Bato la mantequilla con el tenedor –carezco de varillas− hasta que parezca una pomada, más o menos, y al ir a mezclarla con un huevo, una yema, las almendras molidas –sí, me acordé de reponerlas, pero no precisamente para aderezar más albóndigas− y ron Zacapa –como las de Mugaritz, toma ya−, recuerdo que el tercer brazo tiene una especie de varillas. Y varias velocidades, que nivel Maribel. Lo uso y homogeneizo según las órdenes. Reservo en la nevera.

Sigo. Mezclo huevos y azúcar –minipimer−, añado leche y nata líquida –más minipimer, qué gozada− y rasco las cáscaras, o como se diga, de la canela antaño destinada a sumergirse en varios cócteles. Meto las rebanadas para que se hidraten cual tersa piel y ¿dos horas de reposo? Mierda.

Me pilla mi madre en plena faena, decidiendo si reposo o no. ¿Cómo se apaga esto, hijo, que tus hijas hablan mucho?

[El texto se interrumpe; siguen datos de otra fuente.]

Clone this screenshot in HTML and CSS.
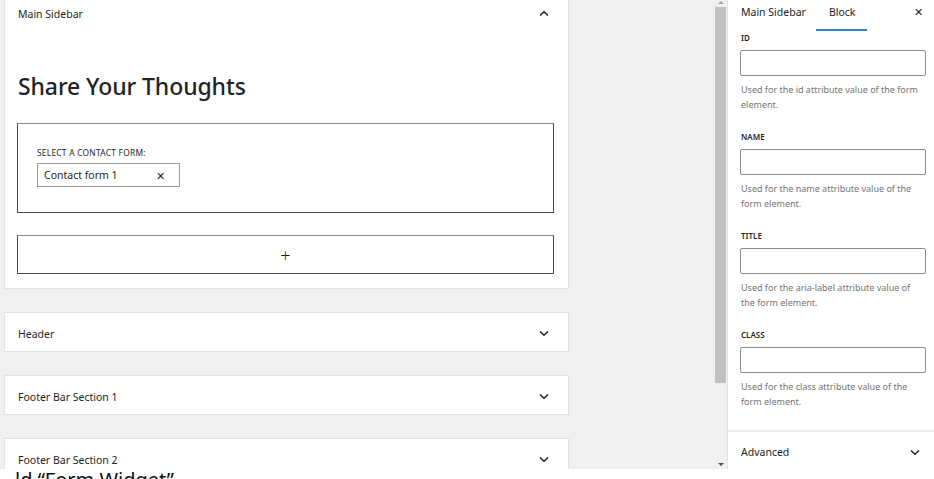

¿Estás haciendo torrijas? Qué raras… Ciertamente no tienen una forma homogénea, sino que conforman diferentes figuras geométricas: ora un cuadrado, ora un polígono irregular, sin olvidar dos preciosos triángulos equiláteros. 528 gramos de figuras exactamente, antes de ser empapadas.

¿Te ayudo a freírlas? Si no hay más remedio…

Cuando ve que pongo mantequilla en la sartén, se acerca asustada: hijo, que eso no es aceite. ¿No te queda? Sí, mamá. Pues trae el de girasol, para que no de sabor. Me rebelo. Punto uno, no tengo aceite de girasol; punto dos, la receta es así, es francesa. ¿Qué sabe un francés de torrijas? Mamá, es uno de los mejores cocineros del mundo. Michel Guérard.

Sea por lo que sea, lo acepta y escurre las torrijas, sin perder la perplejidad ante su diversidad de formas. Marcamos por los dos lados, que es como se dice en las mejores cocinas, y las dejamos en la fuente.

Se lanza a por una. ¡Espera, que no están aún! Es verdad, la canela, ¿dónde está? Dentro mamá. ¿No la espolvoreas? No tengo canela en polvo. Pues machácala en el almidez. Tampoco tengo mamá, y están sin acabar.

Saco de la nevera la crema de almendra. Se zampa un cucharón, adiós a las proporciones. Distribuyo el resto por las torrijas, añado azúcar y comienzo a caramelizar con un mechero.

O no. La llama, por lo que sea, la antigravedad o vaya usted a saber, tiende hacia arriba, con lo que no calienta el azúcar. ¡Quién pensaría lo imprescindible que puede llegar a ser un soplete en la cocina!

Solución de urgencia. En la misma sartén. Espero a que coja temperatura, vierto un poco de azúcar, empieza a licuarse, echo, invertida, la torrija más fea, con la crema hacia abajo. Se descompone inexorablemente: la leche se escapa –mal escurrida, daños colaterales de la artrosis materna−, el azúcar se quema, la crema se difunde…

Fracaso total. Mientras me lavo las manos, de espaldas para no mostrar mi impotencia, escucho a mi madre: raras ya son, pero están de muerte.